There is, responds John: using the Automatic Data Optimization feature of Oracle Database 12c.

Setup

Acme deals with several currencies, including the British pound, the euro, and the Canadian dollar, in addition to its primary currency, the US dollar. It’s vital to record the exact exchange rate of the currencies. The rate can change every day, so the bank stores the rates along with specific dates. Because financial transactions can be made effective as of a different date, past records of exchange rates must be stored and available. The following is what the EXCHANGE_RATE table looks like:

SQL> desc exchange_rate
NAME TYPE
—————————— ————————————
FROM_CURR VARCHAR2(3)
TO_CURR VARCHAR2(3)
START_DATE DATE
END_DATE DATE
RATE NUMBER

The FROM_CURR and TO_CURR columns show the codes of the source and target currencies, with the RATE column showing the exchange rate. Because the rate changes, the START_DATE and END_DATE columns show the dates during which that rate is effective. The table is partitioned by range on END_DATE, with one partition per month. The partitions are named in the format YyyMmm, where yy is the two-digit year and mm is the two-digit month. For example, the partition y13m12 holds all data for December 2013. The table and its data can be created by the SQL script in the Online Setup Listing. All the partitions of the table exist in the LATEST_TS tablespace. There is another tablespace—MIDTERM_TS—built on lower-cost storage.

Online Setup Listing

connect sys/oracle@localhost:1522/ANL2 as sysdba
create tablespace latest_ts datafile
‘C:\ORACLE\ORADATA\ANL2\LATEST_TS_01.DBF’ size 111M autoextend on next 1m;
create tablespace midterm_ts datafile
‘C:\ORACLE\ORADATA\ANL2\MIDTERM_TS_01.DBF’ size 111M autoextend on next 1m;
grant create session, create table to forex identified by forex
/
alter user forex quota unlimited on latest_ts
/
alter user forex quota unlimited on midterm_ts
/
connect forex/forex@localhost:1522/ANL2
create table exchange_rate (
from_curr varchar2(3),
to_curr varchar2(3),
start_date date,
end_date date,
rate number
)
tablespace latest_ts
/
declare
l_rand number;
begin
for d in 1..365 loop
l_rand := dbms_random.value(1,2);
insert into exchange_rate values
(‘USD’,’GBP’,sysdate-d-1,sysdate-d,l_rand);
insert into exchange_rate values
(‘USD’,’CAD’,sysdate-d-1,sysdate-d,l_rand);
insert into exchange_rate values
(‘USD’,’EUR’,sysdate-d-1,sysdate-d,l_rand);
end loop;
commit;
end;
/

Jill, the lead developer, has two objectives:

  1. When the free space in the LATEST_TS tablespace drops to a certain threshold, 15 percent of the total space allocated, the less-used partitions of the EXCHANGE_RATE table should be relocated to the MIDTERM_TS tablespace. It’s important, Jill cautions, that this relocation of partitions should be based on access, not on time. If an older partition is being accessed quite frequently, it should be left in LATEST_TS. Similarly, if a newer partition is accessed less frequently, it should be moved to MIDTERM_TS.
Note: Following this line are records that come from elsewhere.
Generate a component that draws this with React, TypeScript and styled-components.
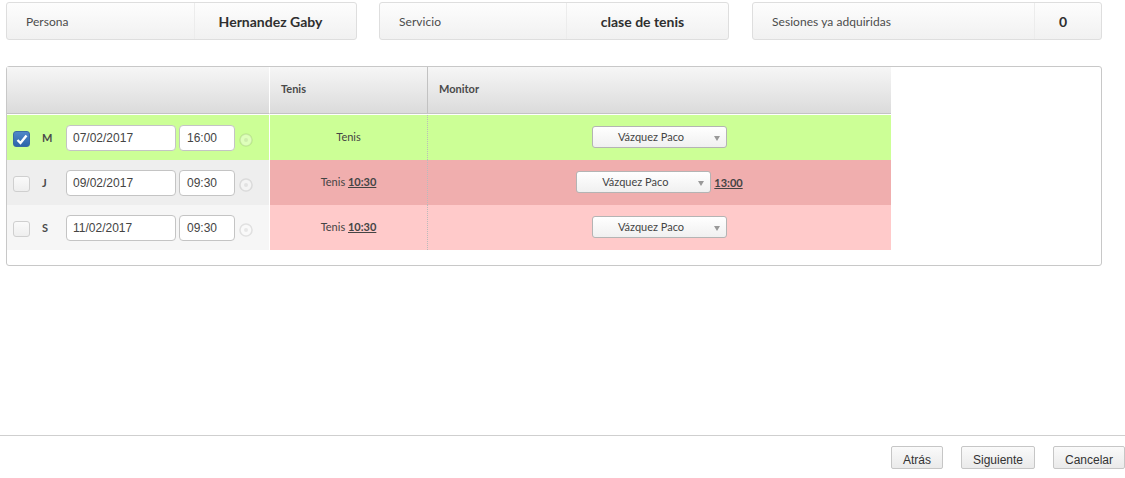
import React from "react";
import styled, { createGlobalStyle } from "styled-components";

const Global = createGlobalStyle`
  html, body { margin: 0; padding: 0; background: #fff; }
  body { font-family: "Lato", "Noto Sans", "Liberation Sans", sans-serif; color: #444; }
  #root { width: 1125px; height: 478px; overflow: hidden; }
`;

const Page = styled.div`
  height: 478px;
  display: flex;
  flex-direction: column;
  padding-top: 2px;
  box-sizing: border-box;
`;

const Summary = styled.div`
  display: flex;
  padding: 0 23px 0 6px;
`;

const Card = styled.div<{ $w: number; $gap?: number }>`
  width: ${(p) => p.$w}px;
  margin-left: ${(p) => p.$gap ?? 0}px;
  height: 38px;
  box-sizing: border-box;
  display: flex;
  align-items: center;
  border: 1px solid #dedede;
  border-radius: 3px;
  background: linear-gradient(#fdfdfd, #f1f1f1);
`;

const CardLabel = styled.div<{ $w: number }>`
  width: ${(p) => p.$w}px;
  height: 36px;
  line-height: 37px;
  box-sizing: border-box;
  padding-left: 19px;
  font-size: 12px;
  letter-spacing: 0.05px;
  color: #4c4c4c;
  border-right: 1px solid #ececec;
`;

const CardValue = styled.div`
  flex: 1;
  text-align: center;
  padding-right: 10px;
  font-size: 14px;
  font-weight: 700;
  color: #2f2f2f;
`;

const Panel = styled.div`
  margin: 26px 23px 0 6px;
  height: 200px;
  box-sizing: border-box;
  border: 1px solid #c8c8c8;
  border-radius: 3px;
`;

const Grid = styled.div`
  width: 884px;
  display: grid;
  grid-template-columns: 263px 158px 463px;
`;

const Head = styled.div<{ $first?: boolean; $last?: boolean }>`
  height: 47px;
  box-sizing: border-box;
  padding-left: 11px;
  line-height: 44px;
  font-size: 11px;
  font-weight: 700;
  color: #4a4a4a;
  background: linear-gradient(#f6f6f6, #dbdbdb);
  border-bottom: 1px solid #c4c4c4;
  border-right: ${(p) => (p.$last ? "0" : `1px solid ${p.$first ? "#fff" : "#c2c2c2"}`)};
`;

const HeadGap = styled.div`
  height: 1px;
  background: #fff;
`;

const Left = styled.div<{ $bg: string }>`
  height: 45px;
  display: flex;
  align-items: center;
  background: ${(p) => p.$bg};
  border-right: 1px solid #fff;
  box-sizing: border-box;
  padding-left: 6px;
`;

const Check = styled.span<{ $on?: boolean }>`
  width: 17px;
  height: 16px;
  box-sizing: border-box;
  margin-top: 3px;
  border-radius: 3px;
  display: flex;
  align-items: center;
  justify-content: center;
  border: 1px solid ${(p) => (p.$on ? "#3a6aa5" : "#cfcfcf")};
  background: ${(p) => (p.$on ? "linear-gradient(#5088c8, #2d65aa)" : "linear-gradient(#fafafa, #eeeeee)")};
`;

const Day = styled.span`
  width: 12px;
  margin-left: 12px;
  font-size: 11px;
  font-weight: 700;
  color: #4a4a4a;
`;

const Dates = styled.div`
  display: flex;
  align-items: center;
  margin-left: 12px;
`;

const Field = styled.span<{ $w: number; $pad: number }>`
  width: ${(p) => p.$w}px;
  height: 26px;
  line-height: 24px;
  box-sizing: border-box;
  margin-right: 3px;
  padding-left: ${(p) => p.$pad}px;
  font-family: "Liberation Sans", Arial, sans-serif;
  font-size: 12px;
  color: #444;
  background: #fff;
  border: 1px solid #c4c4c4;
  border-radius: 4px;
`;

const Mid = styled.div<{ $bg: string }>`
  height: 45px;
  line-height: 44px;
  text-align: center;
  font-size: 11px;
  color: #444;
  background: ${(p) => p.$bg};
  border-right: 1px dotted #bbb;
  box-sizing: border-box;
`;

const TimeLink = styled.span`
  font-weight: 700;
  text-decoration: underline;
  color: #444;
`;

const Right = styled.div<{ $bg: string }>`
  height: 45px;
  display: flex;
  align-items: center;
  justify-content: center;
  gap: 3px;
  background: ${(p) => p.$bg};
  font-size: 11px;
`;

const Select = styled.div`
  width: 135px;
  height: 22px;
  margin-top: -1px;
  box-sizing: border-box;
  position: relative;
  text-align: center;
  padding-right: 17px;
  line-height: 20px;
  font-size: 11px;
  color: #444;
  background: linear-gradient(#ffffff, #f0f0f0);
  border: 1px solid #b4b4b4;
  border-radius: 3px;
`;

const Caret = styled.span`
  position: absolute;
  right: 6px;
  top: 9px;
  width: 0;
  height: 0;
  border-left: 3px solid transparent;
  border-right: 3px solid transparent;
  border-top: 5px solid #999;
`;

const Foot = styled.div`
  margin-top: auto;
  height: 43px;
  box-sizing: border-box;
  border-top: 1px solid #cfcfcf;
  display: flex;
  justify-content: flex-end;
  gap: 18px;
  padding-top: 10px;
`;

const Btn = styled.div<{ $w: number }>`
  width: ${(p) => p.$w}px;
  height: 23px;
  box-sizing: border-box;
  line-height: 27px;
  text-align: center;
  font-family: "Liberation Sans", Arial, sans-serif;
  font-size: 12px;
  color: #333;
  background: linear-gradient(#fafafa, #eaeaea);
  border: 1px solid #c6c6c6;
  border-radius: 2px;
`;

const Ring = styled.svg`
  margin: 4px 0 0 1px;
`;

const Circle = () => (
  <Ring width="14" height="14" viewBox="0 0 14 14">
    <circle cx="7" cy="7" r="6" fill="rgba(255,255,255,0.35)" stroke="rgba(0,0,0,0.09)" strokeWidth="1.6" />
    <circle cx="7" cy="7" r="2" fill="rgba(0,0,0,0.07)" />
  </Ring>
);

const Tick = () => (
  <svg width="12" height="11" viewBox="0 0 12 11">
    <path d="M1.5 6 L4.5 9 L10.5 1.5" fill="none" stroke="#fff" strokeWidth="2.4" />
  </svg>
);

const rows = [
  { on: true, day: "M", date: "07/02/2017", time: "16:00", left: "#ccff96", bg: "#ccff96", late: "", after: "" },
  { on: false, day: "J", date: "09/02/2017", time: "09:30", left: "#eeeeee", bg: "#f0aeae", late: "10:30", after: "13:00" },
  { on: false, day: "S", date: "11/02/2017", time: "09:30", left: "#f6f6f6", bg: "#ffcaca", late: "10:30", after: "" },
];

export default function App() {
  return (
    <Page>
      <Global />
      <Summary>
        <Card $w={351}>
          <CardLabel $w={188}>Persona</CardLabel>
          <CardValue>Hernandez Gaby</CardValue>
        </Card>
        <Card $w={350} $gap={22}>
          <CardLabel $w={187}>Servicio</CardLabel>
          <CardValue>clase de tenis</CardValue>
        </Card>
        <Card $w={350} $gap={23}>
          <CardLabel $w={282}>Sesiones ya adquiridas</CardLabel>
          <CardValue>0</CardValue>
        </Card>
      </Summary>
      <Panel>
        <Grid>
          <Head $first />
          <Head>Tenis</Head>
          <Head $last>Monitor</Head>
          <HeadGap />
          <HeadGap />
          <HeadGap />
          {rows.map((r) => (
            <React.Fragment key={r.day}>
              <Left $bg={r.left}>
                <Check $on={r.on}>{r.on && <Tick />}</Check>
                <Day>{r.day}</Day>
                <Dates>
                  <Field $w={110} $pad={6}>{r.date}</Field>
                  <Field $w={56} $pad={7}>{r.time}</Field>
                  <Circle />
                </Dates>
              </Left>
              <Mid $bg={r.bg}>
                Tenis{r.late && " "}
                {r.late && <TimeLink>{r.late}</TimeLink>}
              </Mid>
              <Right $bg={r.bg}>
                <Select>
                  Vázquez Paco
                  <Caret />
                </Select>
                {r.after && <TimeLink>{r.after}</TimeLink>}
              </Right>
            </React.Fragment>
          ))}
        </Grid>
      </Panel>
      <Foot>
        <Btn $w={52}>Atrás</Btn>
        <Btn $w={74}>Siguiente</Btn>
        <Btn $w={72}>Cancelar</Btn>
      </Foot>
    </Page>
  );
}
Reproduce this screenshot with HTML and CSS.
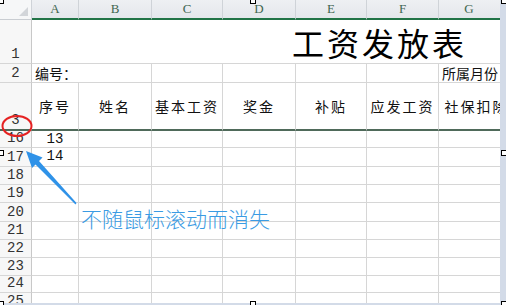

  2. The partitions that do not see their data modified should be compressed to save space. The choice of segments for compression, Jill further cautions, should be independent of the relocation to a different storage tier. For example, a partition can exist in the LATEST_TS tablespace but be compressed because the data there doesn’t get modified. Similarly, a partition may be moved to MIDTERM_TS because it is accessed less frequently, but because the access is mostly write activity, it may not be compressed.

Acme can satisfy both requirements by using Automatic Data Optimization, assures John. This feature, he cautions, is not available in a pluggable database in a multitenant environment, however, and it’s also not available in materialized views and tables with object types.

Heat Map

The first step in using Automatic Data Optimization, John explains, is to enable a new feature in Oracle Database 12c called Heat Map. Simply speaking, it shows the popularity or “hotness” of a segment such as a table or a partition, and it is used by Automatic Data Optimization to decide which segments are candidates for action. If the segment is accessed frequently, it’s considered hot and therefore may not be a candidate for some actions, such as relocation to lower-cost and less-efficient storage.

John enables the Heat Map feature by executing the following command as a DBA user:

alter system set heat_map = on scope=both;

It is a one-time activity. Using scope=both, John ensures that the parameter is set in SPFILE and therefore will be in effect when the database is restarted.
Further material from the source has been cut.